Description of the task – Starting with the first line below, extract each line through the one that contains "string; spacing: string", inclusive, excluding pictures.

Recorded data –

::::::::::

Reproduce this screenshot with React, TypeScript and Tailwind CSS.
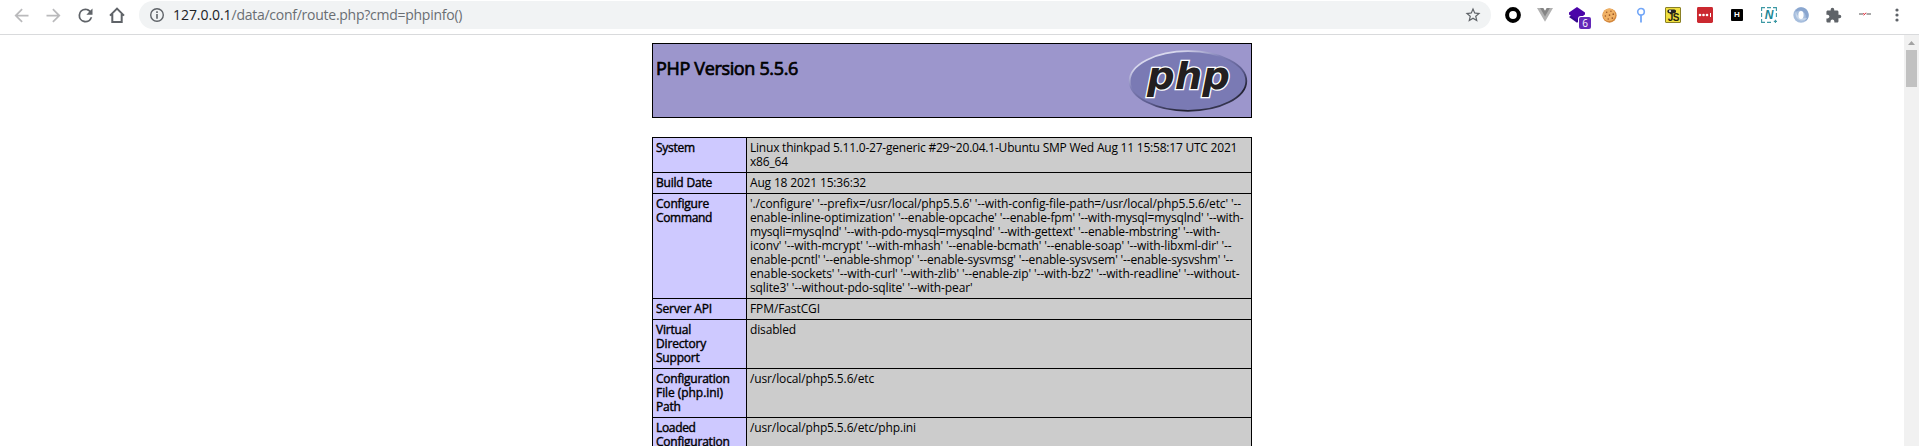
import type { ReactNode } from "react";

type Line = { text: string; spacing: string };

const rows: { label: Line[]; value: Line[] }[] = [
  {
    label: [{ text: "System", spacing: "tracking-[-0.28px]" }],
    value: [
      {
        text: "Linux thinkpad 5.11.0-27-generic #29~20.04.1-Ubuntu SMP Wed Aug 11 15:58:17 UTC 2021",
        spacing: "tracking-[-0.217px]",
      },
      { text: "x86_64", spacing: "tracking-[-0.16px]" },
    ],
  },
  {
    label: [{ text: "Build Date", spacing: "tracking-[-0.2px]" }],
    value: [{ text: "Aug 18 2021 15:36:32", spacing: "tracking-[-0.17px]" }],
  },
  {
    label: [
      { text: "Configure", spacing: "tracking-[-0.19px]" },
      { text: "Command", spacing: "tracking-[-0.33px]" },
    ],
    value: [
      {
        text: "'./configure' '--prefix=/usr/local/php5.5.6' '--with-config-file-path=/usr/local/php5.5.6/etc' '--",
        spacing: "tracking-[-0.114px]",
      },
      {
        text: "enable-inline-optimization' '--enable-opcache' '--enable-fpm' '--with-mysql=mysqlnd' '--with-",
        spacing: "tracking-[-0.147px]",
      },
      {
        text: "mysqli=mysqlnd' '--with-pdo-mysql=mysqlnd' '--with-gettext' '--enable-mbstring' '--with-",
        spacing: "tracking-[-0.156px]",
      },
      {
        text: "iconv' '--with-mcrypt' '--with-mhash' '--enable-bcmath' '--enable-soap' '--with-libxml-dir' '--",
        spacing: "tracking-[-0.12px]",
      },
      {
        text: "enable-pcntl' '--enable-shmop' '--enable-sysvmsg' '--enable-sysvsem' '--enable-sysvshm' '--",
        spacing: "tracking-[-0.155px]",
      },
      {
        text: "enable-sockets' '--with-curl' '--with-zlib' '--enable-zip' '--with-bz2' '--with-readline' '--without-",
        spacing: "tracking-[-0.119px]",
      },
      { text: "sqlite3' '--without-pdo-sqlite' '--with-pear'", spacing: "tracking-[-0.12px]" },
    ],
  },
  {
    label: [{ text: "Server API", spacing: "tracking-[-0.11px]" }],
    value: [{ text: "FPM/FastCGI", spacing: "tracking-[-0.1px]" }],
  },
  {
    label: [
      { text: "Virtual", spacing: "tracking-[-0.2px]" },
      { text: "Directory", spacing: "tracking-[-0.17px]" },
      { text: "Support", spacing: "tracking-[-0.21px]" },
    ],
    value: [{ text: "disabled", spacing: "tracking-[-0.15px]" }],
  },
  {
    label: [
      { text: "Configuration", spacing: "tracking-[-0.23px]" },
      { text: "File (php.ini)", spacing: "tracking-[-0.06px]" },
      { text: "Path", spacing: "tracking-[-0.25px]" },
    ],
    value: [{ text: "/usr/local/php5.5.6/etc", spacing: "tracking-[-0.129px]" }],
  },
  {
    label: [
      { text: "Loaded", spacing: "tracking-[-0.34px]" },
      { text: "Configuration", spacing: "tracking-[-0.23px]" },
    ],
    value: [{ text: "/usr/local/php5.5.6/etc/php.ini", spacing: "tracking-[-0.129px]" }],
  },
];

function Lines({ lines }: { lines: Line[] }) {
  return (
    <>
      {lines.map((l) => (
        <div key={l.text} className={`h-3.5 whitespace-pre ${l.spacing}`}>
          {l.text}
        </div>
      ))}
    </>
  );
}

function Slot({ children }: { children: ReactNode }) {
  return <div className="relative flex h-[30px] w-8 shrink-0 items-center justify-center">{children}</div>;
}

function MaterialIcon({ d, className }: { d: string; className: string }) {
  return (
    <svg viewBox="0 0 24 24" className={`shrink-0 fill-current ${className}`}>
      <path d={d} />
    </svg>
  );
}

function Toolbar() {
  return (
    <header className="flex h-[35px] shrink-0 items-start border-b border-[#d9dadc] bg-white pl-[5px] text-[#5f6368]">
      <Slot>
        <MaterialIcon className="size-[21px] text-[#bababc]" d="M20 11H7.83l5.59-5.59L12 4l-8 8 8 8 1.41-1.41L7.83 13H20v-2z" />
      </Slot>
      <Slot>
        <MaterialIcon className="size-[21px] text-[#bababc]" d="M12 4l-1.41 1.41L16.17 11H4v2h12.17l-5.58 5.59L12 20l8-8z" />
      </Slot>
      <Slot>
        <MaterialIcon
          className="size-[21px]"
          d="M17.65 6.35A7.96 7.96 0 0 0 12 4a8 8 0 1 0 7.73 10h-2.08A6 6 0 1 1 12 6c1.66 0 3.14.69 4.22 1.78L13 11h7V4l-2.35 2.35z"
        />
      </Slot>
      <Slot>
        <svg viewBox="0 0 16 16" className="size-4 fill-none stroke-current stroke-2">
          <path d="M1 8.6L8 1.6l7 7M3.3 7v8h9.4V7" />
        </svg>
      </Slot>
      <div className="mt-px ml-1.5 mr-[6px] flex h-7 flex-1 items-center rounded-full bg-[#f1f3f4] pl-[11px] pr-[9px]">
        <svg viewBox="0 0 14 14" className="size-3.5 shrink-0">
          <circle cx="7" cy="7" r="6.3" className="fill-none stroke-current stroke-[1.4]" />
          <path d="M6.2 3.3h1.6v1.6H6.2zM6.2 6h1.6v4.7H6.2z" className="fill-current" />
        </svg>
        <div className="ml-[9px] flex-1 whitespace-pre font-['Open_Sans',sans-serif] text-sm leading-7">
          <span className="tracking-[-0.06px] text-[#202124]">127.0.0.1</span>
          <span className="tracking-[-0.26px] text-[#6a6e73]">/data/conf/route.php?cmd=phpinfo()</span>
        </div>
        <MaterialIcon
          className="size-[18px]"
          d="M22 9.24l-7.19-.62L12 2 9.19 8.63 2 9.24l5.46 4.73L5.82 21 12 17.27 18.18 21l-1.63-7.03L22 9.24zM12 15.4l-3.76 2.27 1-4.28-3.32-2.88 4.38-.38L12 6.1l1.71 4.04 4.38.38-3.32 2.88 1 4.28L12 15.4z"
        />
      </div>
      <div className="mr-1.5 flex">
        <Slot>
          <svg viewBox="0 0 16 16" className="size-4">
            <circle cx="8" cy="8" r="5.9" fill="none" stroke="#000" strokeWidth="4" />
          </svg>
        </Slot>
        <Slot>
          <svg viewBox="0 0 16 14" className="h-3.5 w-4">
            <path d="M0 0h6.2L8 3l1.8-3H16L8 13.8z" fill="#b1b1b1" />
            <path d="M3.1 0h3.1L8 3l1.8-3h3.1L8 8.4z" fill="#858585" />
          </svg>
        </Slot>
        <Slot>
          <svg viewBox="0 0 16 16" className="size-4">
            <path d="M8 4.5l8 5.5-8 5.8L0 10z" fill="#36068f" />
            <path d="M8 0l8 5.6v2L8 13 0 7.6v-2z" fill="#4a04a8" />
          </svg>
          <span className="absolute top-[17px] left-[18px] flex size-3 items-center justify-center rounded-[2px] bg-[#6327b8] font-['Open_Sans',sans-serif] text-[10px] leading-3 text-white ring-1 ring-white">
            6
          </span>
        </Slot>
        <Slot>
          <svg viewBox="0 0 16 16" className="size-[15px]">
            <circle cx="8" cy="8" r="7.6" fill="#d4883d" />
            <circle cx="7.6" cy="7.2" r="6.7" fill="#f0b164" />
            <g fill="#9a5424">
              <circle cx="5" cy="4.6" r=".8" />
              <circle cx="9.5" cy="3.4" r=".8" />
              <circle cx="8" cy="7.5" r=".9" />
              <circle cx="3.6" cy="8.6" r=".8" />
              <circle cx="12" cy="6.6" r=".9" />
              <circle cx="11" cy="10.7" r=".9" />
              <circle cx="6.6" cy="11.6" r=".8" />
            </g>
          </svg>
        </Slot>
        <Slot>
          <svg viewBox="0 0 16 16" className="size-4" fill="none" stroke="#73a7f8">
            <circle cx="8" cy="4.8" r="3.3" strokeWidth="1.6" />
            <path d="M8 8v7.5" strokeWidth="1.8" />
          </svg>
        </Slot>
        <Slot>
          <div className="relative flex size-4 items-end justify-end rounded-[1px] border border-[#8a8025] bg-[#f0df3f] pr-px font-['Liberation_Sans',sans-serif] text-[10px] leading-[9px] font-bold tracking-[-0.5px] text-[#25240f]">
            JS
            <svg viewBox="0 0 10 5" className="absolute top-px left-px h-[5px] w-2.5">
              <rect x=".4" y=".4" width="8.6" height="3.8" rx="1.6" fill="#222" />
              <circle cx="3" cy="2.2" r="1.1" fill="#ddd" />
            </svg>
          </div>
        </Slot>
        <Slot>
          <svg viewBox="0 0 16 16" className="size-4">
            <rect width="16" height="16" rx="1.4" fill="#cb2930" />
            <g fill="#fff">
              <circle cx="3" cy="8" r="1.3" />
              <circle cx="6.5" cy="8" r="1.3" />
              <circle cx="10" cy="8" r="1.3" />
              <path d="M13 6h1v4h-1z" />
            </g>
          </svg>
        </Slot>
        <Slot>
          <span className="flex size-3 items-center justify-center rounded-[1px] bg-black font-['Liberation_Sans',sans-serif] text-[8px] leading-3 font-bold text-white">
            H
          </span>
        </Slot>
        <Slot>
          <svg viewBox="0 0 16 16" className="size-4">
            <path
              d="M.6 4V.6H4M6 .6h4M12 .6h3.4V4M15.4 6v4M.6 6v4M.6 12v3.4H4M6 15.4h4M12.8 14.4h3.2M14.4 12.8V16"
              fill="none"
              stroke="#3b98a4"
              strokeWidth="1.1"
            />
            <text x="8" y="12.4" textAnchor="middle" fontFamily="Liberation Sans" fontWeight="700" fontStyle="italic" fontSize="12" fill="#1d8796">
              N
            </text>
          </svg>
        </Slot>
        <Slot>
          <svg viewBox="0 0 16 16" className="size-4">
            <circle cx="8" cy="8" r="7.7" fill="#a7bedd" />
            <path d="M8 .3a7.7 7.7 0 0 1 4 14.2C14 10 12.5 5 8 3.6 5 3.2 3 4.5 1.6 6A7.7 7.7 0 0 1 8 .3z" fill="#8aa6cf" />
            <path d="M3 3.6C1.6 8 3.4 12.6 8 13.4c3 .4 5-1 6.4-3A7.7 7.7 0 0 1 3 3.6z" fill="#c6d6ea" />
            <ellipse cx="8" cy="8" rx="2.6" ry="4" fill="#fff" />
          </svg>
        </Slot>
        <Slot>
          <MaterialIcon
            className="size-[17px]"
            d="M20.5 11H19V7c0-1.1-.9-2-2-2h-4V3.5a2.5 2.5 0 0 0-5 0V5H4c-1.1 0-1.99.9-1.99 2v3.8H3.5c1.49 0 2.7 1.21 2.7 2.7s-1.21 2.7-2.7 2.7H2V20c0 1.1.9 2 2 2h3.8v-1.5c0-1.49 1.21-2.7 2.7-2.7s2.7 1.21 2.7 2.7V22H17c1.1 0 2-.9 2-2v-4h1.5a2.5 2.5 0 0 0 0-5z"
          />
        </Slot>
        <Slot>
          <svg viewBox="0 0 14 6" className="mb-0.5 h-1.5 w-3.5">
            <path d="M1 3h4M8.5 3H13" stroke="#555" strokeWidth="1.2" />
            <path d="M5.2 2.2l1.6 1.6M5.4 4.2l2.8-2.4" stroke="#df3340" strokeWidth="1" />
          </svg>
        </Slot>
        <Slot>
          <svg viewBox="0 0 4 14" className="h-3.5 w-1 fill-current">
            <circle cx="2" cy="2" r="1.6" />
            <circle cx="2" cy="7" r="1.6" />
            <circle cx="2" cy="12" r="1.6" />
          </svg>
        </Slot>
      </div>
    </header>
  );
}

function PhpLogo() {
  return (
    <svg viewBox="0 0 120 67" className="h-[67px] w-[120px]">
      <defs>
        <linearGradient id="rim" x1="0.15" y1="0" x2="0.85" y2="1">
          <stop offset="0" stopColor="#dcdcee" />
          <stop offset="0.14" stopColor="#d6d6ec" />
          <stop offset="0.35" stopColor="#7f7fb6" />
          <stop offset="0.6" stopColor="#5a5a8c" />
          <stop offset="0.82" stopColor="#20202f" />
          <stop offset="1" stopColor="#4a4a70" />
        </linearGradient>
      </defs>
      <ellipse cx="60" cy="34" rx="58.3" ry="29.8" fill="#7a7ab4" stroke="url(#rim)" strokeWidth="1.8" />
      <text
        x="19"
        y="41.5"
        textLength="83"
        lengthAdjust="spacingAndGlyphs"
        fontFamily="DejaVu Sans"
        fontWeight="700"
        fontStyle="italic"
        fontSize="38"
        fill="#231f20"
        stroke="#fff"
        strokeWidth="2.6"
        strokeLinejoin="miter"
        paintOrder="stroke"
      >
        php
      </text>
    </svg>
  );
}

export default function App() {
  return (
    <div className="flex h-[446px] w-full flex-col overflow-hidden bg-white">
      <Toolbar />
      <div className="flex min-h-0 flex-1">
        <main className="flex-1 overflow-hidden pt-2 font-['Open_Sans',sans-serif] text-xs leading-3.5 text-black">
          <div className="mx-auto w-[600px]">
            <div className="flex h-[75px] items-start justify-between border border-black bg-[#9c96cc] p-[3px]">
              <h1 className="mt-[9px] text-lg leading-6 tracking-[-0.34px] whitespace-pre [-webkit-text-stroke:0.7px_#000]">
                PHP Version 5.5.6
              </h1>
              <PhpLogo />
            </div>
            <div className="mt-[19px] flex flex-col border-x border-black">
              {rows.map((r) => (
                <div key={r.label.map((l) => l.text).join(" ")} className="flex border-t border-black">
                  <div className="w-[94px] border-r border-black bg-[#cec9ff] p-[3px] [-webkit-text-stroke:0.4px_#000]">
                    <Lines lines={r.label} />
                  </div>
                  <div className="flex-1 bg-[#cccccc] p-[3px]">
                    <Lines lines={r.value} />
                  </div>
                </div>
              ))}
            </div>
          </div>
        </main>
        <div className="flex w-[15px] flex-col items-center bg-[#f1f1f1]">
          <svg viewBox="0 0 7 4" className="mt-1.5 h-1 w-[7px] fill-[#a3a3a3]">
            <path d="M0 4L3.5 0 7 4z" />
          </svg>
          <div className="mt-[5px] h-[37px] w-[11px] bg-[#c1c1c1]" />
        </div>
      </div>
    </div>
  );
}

::::::::::

Answer to this exercise –
Reproduce this screenshot with React, TypeScript and Tailwind CSS.
import type { ReactNode } from "react";

type Line = { text: string; spacing: string };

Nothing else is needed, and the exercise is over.